While the AUKUS pact includes coordination and increased collaboration in strategic areas such as artificial intelligence, quantum technologies and cyber capabilities, perhaps the most significant part of the pact, undoubtedly the one receiving the most headlines, is that America will also be arming Australia with a new fleet of state of the art nuclear-powered submarines. A historically significant move representing a departure from decades of strict US military policies against sharing this kind of advanced technology.
Though not explicitly stated, the AUKUS pact is clearly aimed at combating the rise and expansion of China. And indeed from a strategic standpoint, AUKUS hits China right where it hurts. As the Wall Street Journal points out, it threatens one of China’s relative military weaknesses: the ability to locate and defeat submarines, particularly nuclear-powered vessels. The AUKUS pact also signals a hardening of the U.S. position toward China, and a significant raising of the strategic stakes.
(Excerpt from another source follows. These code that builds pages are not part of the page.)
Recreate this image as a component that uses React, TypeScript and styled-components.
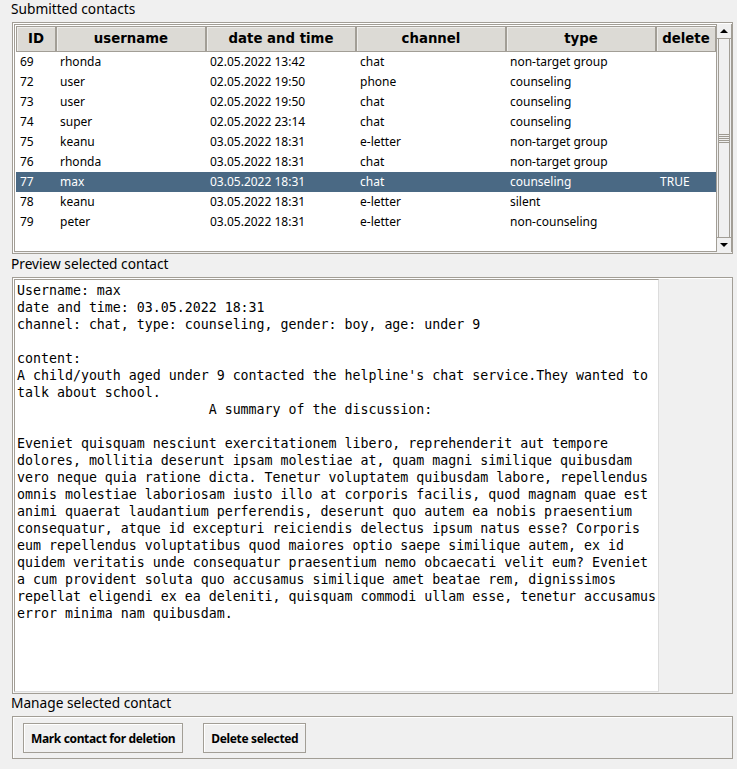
import React from "react";
import styled, { createGlobalStyle } from "styled-components";

const GlobalStyle = createGlobalStyle`
  html, body {
    margin: 0;
    padding: 0;
    background: #f0f0f0;
  }
  body {
    font-family: "Noto Sans", "DejaVu Sans", sans-serif;
    color: #000;
  }
  * { box-sizing: border-box; }
`;

const BORDER = "#a29e96";

const Page = styled.div`
  width: 737px;
  height: 769px;
  padding: 0 0 0 11px;
  display: flex;
  flex-direction: column;
  overflow: hidden;
`;

const SectionLabel = styled.div<{ $h: number; $gap: number }>`
  height: ${(p) => p.$h}px;
  line-height: ${(p) => p.$h}px;
  margin-bottom: ${(p) => p.$gap}px;
  font-size: 13.7px;
  white-space: nowrap;
`;

const Frame = styled.div<{ $h: number }>`
  margin-left: 1px;
  width: 721px;
  height: ${(p) => p.$h}px;
  border: 1px solid ${BORDER};
  box-shadow: inset 1px 1px 0 #ffffff;
  padding: 1px;
  display: flex;
`;

const TreeArea = styled.div`
  width: 702px;
  height: 100%;
  background: #ffffff;
  border: 1px solid ${BORDER};
  border-right: none;
  padding: 1px 0 0 1px;
  display: flex;
  flex-direction: column;
`;

const Grid = styled.div`
  display: grid;
  grid-template-columns: 40px 150px 150px 150px 150px 60px;
`;

const HeadCell = styled.div`
  height: 26px;
  background: #dcdad5;
  border: 1px solid ${BORDER};
  box-shadow: inset 1px 1px 0 #eeedeb;
  font-family: "DejaVu Sans", sans-serif;
  font-weight: 700;
  font-size: 13.3px;
  display: flex;
  align-items: center;
  justify-content: center;
  white-space: nowrap;
  padding-bottom: 1px;
`;

const Row = styled.div<{ $selected?: boolean }>`
  display: contents;
  & > div {
    background: ${(p) => (p.$selected ? "#4a6984" : "#ffffff")};
    color: ${(p) => (p.$selected ? "#ffffff" : "#000000")};
  }
`;

const Cell = styled.div`
  height: 20px;
  line-height: 19px;
  padding-left: 4px;
  font-size: 12px;
  white-space: nowrap;
  overflow: hidden;
`;

const Scrollbar = styled.div`
  flex: 1;
  display: flex;
  flex-direction: column;
  border-left: 1px solid ${BORDER};
  border-right: 1px solid ${BORDER};
  background: #f0f0f0;
`;

const ArrowButton = styled.div<{ $down?: boolean }>`
  height: 15px;
  display: flex;
  align-items: center;
  justify-content: center;
  border: 1px solid ${BORDER};
  border-left: none;
  border-right: none;
  ${(p) => (p.$down ? "border-bottom: none;" : "border-top: none;")}
  &::after {
    content: "";
    width: 0;
    height: 0;
    border-left: 4px solid transparent;
    border-right: 4px solid transparent;
    ${(p) =>
      p.$down
        ? "border-top: 4px solid #000;"
        : "border-bottom: 4px solid #000;"}
  }
`;

const Thumb = styled.div`
  flex: 1;
  margin: 0 1px;
  border-left: 1px solid ${BORDER};
  border-right: 1px solid ${BORDER};
  display: flex;
  align-items: center;
  justify-content: center;
`;

const Grip = styled.div`
  width: 10px;
  height: 9px;
  background: repeating-linear-gradient(
    to bottom,
    #9e9a91 0px,
    #9e9a91 1px,
    transparent 1px,
    transparent 2px
  );
`;

const TextBox = styled.pre`
  margin: 0;
  width: 645px;
  height: 100%;
  background: #ffffff;
  border-top: 1px solid ${BORDER};
  border-left: 1px solid ${BORDER};
  border-right: 1px solid #dcdcdc;
  border-bottom: 1px solid #dcdcdc;
  padding: 2px 0 0 2px;
  font-family: "DejaVu Sans Mono", monospace;
  font-size: 13.27px;
  line-height: 17px;
  white-space: pre;
  overflow: hidden;
`;

const ButtonBar = styled(Frame)`
  padding: 6px 0 0 10px;
  gap: 20px;
  align-items: flex-start;
`;

const Button = styled.button`
  height: 30px;
  padding: 0 7px;
  background: #f0f0f0;
  border: 1px solid ${BORDER};
  box-shadow: inset 1px 1px 0 #ffffff;
  font-family: "Noto Sans", "DejaVu Sans", sans-serif;
  font-weight: 700;
  font-size: 12px;
  letter-spacing: -0.35px;
  color: #000;
  cursor: pointer;
`;

type Contact = {
  id: number;
  user: string;
  date: string;
  channel: string;
  type: string;
  del: string;
};

const contacts: Contact[] = [
  { id: 69, user: "rhonda", date: "02.05.2022 13:42", channel: "chat", type: "non-target group", del: "" },
  { id: 72, user: "user", date: "02.05.2022 19:50", channel: "phone", type: "counseling", del: "" },
  { id: 73, user: "user", date: "02.05.2022 19:50", channel: "chat", type: "counseling", del: "" },
  { id: 74, user: "super", date: "02.05.2022 23:14", channel: "chat", type: "counseling", del: "" },
  { id: 75, user: "keanu", date: "03.05.2022 18:31", channel: "e-letter", type: "non-target group", del: "" },
  { id: 76, user: "rhonda", date: "03.05.2022 18:31", channel: "chat", type: "non-target group", del: "" },
  { id: 77, user: "max", date: "03.05.2022 18:31", channel: "chat", type: "counseling", del: "TRUE" },
  { id: 78, user: "keanu", date: "03.05.2022 18:31", channel: "e-letter", type: "silent", del: "" },
  { id: 79, user: "peter", date: "03.05.2022 18:31", channel: "e-letter", type: "non-counseling", del: "" },
];

const headers = ["ID", "username", "date and time", "channel", "type", "delete"];

const preview = [
  "Username: max",
  "date and time: 03.05.2022 18:31",
  "channel: chat, type: counseling, gender: boy, age: under 9",
  "",
  "content:",
  "A child/youth aged under 9 contacted the helpline's chat service.They wanted to",
  "talk about school.",
  "                        A summary of the discussion:",
  "",
  "Eveniet quisquam nesciunt exercitationem libero, reprehenderit aut tempore",
  "dolores, mollitia deserunt ipsam molestiae at, quam magni similique quibusdam",
  "vero neque quia ratione dicta. Tenetur voluptatem quibusdam labore, repellendus",
  "omnis molestiae laboriosam iusto illo at corporis facilis, quod magnam quae est",
  "animi quaerat laudantium perferendis, deserunt quo autem ea nobis praesentium",
  "consequatur, atque id excepturi reiciendis delectus ipsum natus esse? Corporis",
  "eum repellendus voluptatibus quod maiores optio saepe similique autem, ex id",
  "quidem veritatis unde consequatur praesentium nemo obcaecati velit eum? Eveniet",
  "a cum provident soluta quo accusamus similique amet beatae rem, dignissimos",
  "repellat eligendi ex ea deleniti, quisquam commodi ullam esse, tenetur accusamus",
  "error minima nam quibusdam.",
].join("\n");

export default function App() {
  return (
    <>
      <GlobalStyle />
      <Page>
        <SectionLabel $h={17} $gap={5}>Submitted contacts</SectionLabel>
        <Frame $h={232}>
          <TreeArea>
            <Grid>
              {headers.map((h) => (
                <HeadCell key={h}>{h}</HeadCell>
              ))}
              {contacts.map((c) => (
                <Row key={c.id} $selected={c.id === 77}>
                  <Cell>{c.id}</Cell>
                  <Cell>{c.user}</Cell>
                  <Cell>{c.date}</Cell>
                  <Cell>{c.channel}</Cell>
                  <Cell>{c.type}</Cell>
                  <Cell>{c.del}</Cell>
                </Row>
              ))}
            </Grid>
          </TreeArea>
          <Scrollbar>
            <ArrowButton />
            <Thumb>
              <Grip />
            </Thumb>
            <ArrowButton $down />
          </Scrollbar>
        </Frame>
        <SectionLabel $h={20} $gap={3}>Preview selected contact</SectionLabel>
        <Frame $h={417}>
          <TextBox>{preview}</TextBox>
        </Frame>
        <SectionLabel $h={17} $gap={5}>Manage selected contact</SectionLabel>
        <ButtonBar $h={43}>
          <Button>Mark contact for deletion</Button>
          <Button>Delete selected</Button>
        </ButtonBar>
      </Page>
    </>
  );
}
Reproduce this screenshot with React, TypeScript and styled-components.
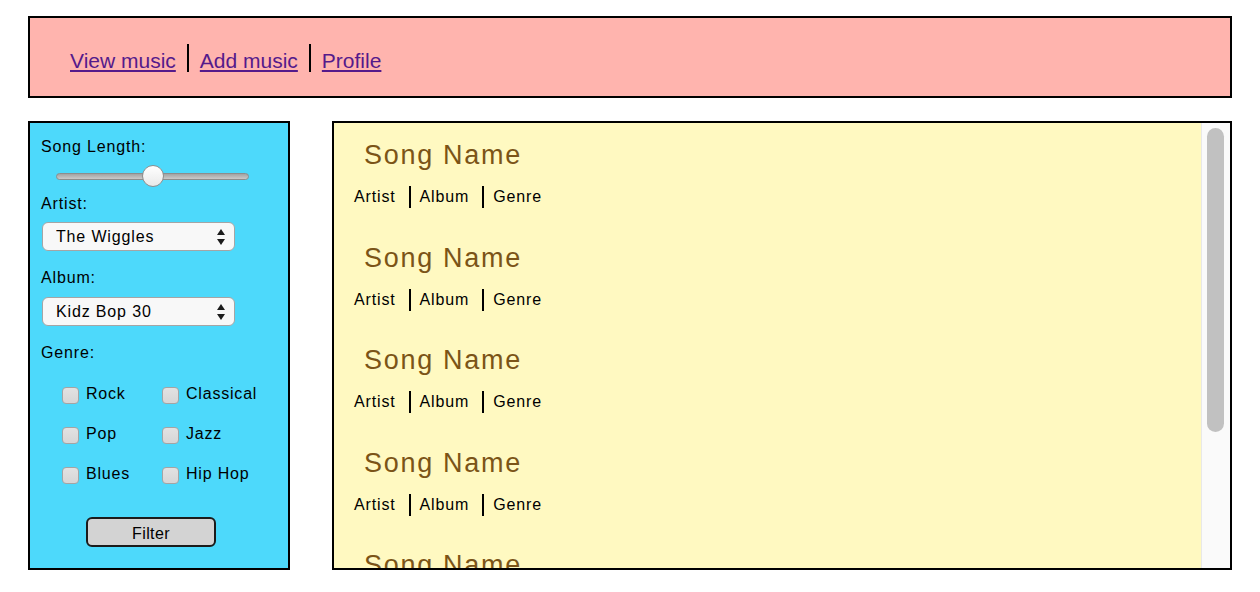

As Sam Roggeveen of the Lowy Institute notes, that while previously there was reason to question whether America really desired a new “Cold War” with China, “this announcement is significant evidence that it is indeed prepared to take such a momentous step.”
This fact was not at all lost on China and they immediately expressed their deepest displeasure, with China’s Foreign Ministry calling the AUKUS pact a reflection of “outdated Cold War zero-sum mentality and narrow-minded geopolitical perception” and claiming that it would bring about a regional arms race.
China, though, was not alone in expressing displeasure with the new pact. France too was especially incensed.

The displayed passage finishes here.